Well, let's say that in his "war on duplicates" he sometimes IMO tends
to oversimplify things.
> Is not optimisation (at least partly) a question of query transformations?
Yes.
> I understand that more transformations are available when we operate with
> sets that if we operate with bags. Even the excerpt from the book
> seems to suggest this:
>
>
> For instance, you may have learned set-theoretic laws such as A
> INTERSECT (B UNION C) = (A INTERSECT B) UNION (A INTERSECT C), which is
> formally the "distributive law of intersection over union." This law
> holds for sets, but not for bags.
>
As Paul Vernon correctly remarked a bag algebra will always be a
superset of a set algebra in the sense that for all expressions in the
set algebra there is an equivalent expression the bag algebra. As a
consequence every algebraic rule in the set algebra has a
corresponding rule in the bag algebra.
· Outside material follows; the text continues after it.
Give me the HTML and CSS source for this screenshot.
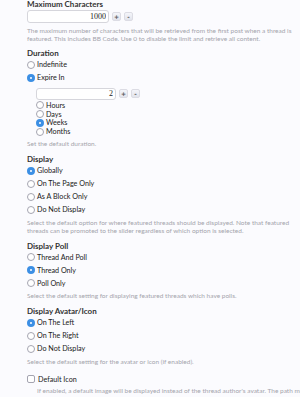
FILE: index.html
```html
<!DOCTYPE html>
<html lang="en">
<head>
    <meta charset="UTF-8">
    <title>Featured Thread Options</title>
    <link rel="stylesheet" href="styles.css">
</head>
<body>
    <div class="form">
        <div class="row first">
            <div class="row-label">Maximum Characters</div>
            <div class="spin">
                <input class="spin-input" type="text" value="1000">
                <button class="spin-btn">+</button>
                <button class="spin-btn">-</button>
            </div>
            <p class="hint">The maximum number of characters that will be retrieved from the first post when a thread is featured. This includes BB Code. Use 0 to disable the limit and retrieve all content.</p>
        </div>

        <div class="row">
            <div class="row-label">Duration</div>
            <div class="opt"><span class="radio"></span>Indefinite</div>
            <div class="opt"><span class="radio on"></span>Expire In</div>
            <div class="sub">
                <div class="spin">
                    <input class="spin-input short" type="text" value="2">
                    <button class="spin-btn">+</button>
                    <button class="spin-btn">-</button>
                </div>
                <div class="opt tight"><span class="radio"></span>Hours</div>
                <div class="opt tight"><span class="radio"></span>Days</div>
                <div class="opt tight"><span class="radio on"></span>Weeks</div>
                <div class="opt tight"><span class="radio"></span>Months</div>
            </div>
            <p class="hint">Set the default duration.</p>
        </div>

        <div class="row">
            <div class="row-label">Display</div>
            <div class="opt"><span class="radio on"></span>Globally</div>
            <div class="opt"><span class="radio"></span>On The Page Only</div>
            <div class="opt"><span class="radio"></span>As A Block Only</div>
            <div class="opt"><span class="radio"></span>Do Not Display</div>
            <p class="hint">Select the default option for where featured threads should be displayed. Note that featured threads can be promoted to the slider regardless of which option is selected.</p>
        </div>

        <div class="row">
            <div class="row-label">Display Poll</div>
            <div class="opt"><span class="radio"></span>Thread And Poll</div>
            <div class="opt"><span class="radio on"></span>Thread Only</div>
            <div class="opt"><span class="radio"></span>Poll Only</div>
            <p class="hint">Select the default setting for displaying featured threads which have polls.</p>
        </div>

        <div class="row">
            <div class="row-label">Display Avatar/Icon</div>
            <div class="opt"><span class="radio on"></span>On The Left</div>
            <div class="opt"><span class="radio"></span>On The Right</div>
            <div class="opt"><span class="radio"></span>Do Not Display</div>
            <p class="hint">Select the default setting for the avatar or icon (if enabled).</p>
        </div>

        <div class="row">
            <div class="opt"><span class="check"></span>Default Icon</div>
            <p class="hint indent">If enabled, a default image will be displayed instead of the thread author's avatar. The path must be set in Style Properties. Custom images can be uploaded for each featured thread when they are featured.</p>
        </div>
    </div>
</body>
</html>
```

FILE: styles.css
```css
html, body { overflow: hidden; }
body { margin: 0; background-color: #fbfbfe; font-family: Lato, sans-serif; color: #333; }
.form { width: 282px; margin-left: 27px; }
.row { margin-bottom: 7px; }
.row.first { margin-bottom: 6px; }
.row-label { font-size: 8px; font-weight: bold; color: #333; height: 9px; line-height: 9px; }
.spin { display: flex; align-items: center; gap: 3px; height: 13px; margin-top: 1px; }
.sub .spin { height: 12px; margin-top: 3.5px; margin-bottom: 1.6px; }
.spin-input { box-sizing: border-box; width: 82px; height: 100%; border: 1px solid #d6d6dc; border-radius: 3px; background: #fff; font: 8px "Liberation Serif", serif; text-align: right; padding: 0 2px; color: #222; }
.spin-input.short { width: 80px; }
.spin-btn { box-sizing: border-box; width: 9px; height: 9px; padding: 0; border: 1px solid #dcdce4; border-radius: 2px; background: linear-gradient(#f4f5fa, #e2e4ec); font: bold 6px "DejaVu Sans", sans-serif; color: #555; line-height: 7px; }
.hint { margin: 4px 0 0; font-size: 6.5px; line-height: 8px; color: #a4a4ac; }
.opt + .hint { margin-top: 2.5px; }
.sub + .hint { margin-top: 4.6px; }
.hint.indent { margin-top: 1px; padding-left: 10px; width: 300px; }
.opt { display: flex; align-items: center; gap: 2px; height: 13px; font-size: 7.2px; color: #1a1a1a; }
.opt.tight { height: 8.7px; }
.sub { padding-left: 9px; }
.radio { box-sizing: border-box; width: 8px; height: 8px; border-radius: 50%; border: 1px solid #a4a4b0; background: #fff; }
.radio.on { border: 3px solid #3c8fe4; background: #fff; }
.check { box-sizing: border-box; width: 8px; height: 8px; border-radius: 2px; border: 1px solid #a4a4b0; background: #fff; margin-right: 1px; }
```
For example, for the rule above
you would have in the bag algebra (here SET is the unary operation
that removes duplicates):
SET(SET(A) INTERSECT(SET(B UNION C))) =
SET(SET((A) INTERSECT SET(B)) UNION (SET(A) INTERSECT SET(C)))
So, although things get a bit more complicated, there is absolutely no
reason why a query optimizer that is based on a bag algebra would
perform worse than one that is based on a set algebra.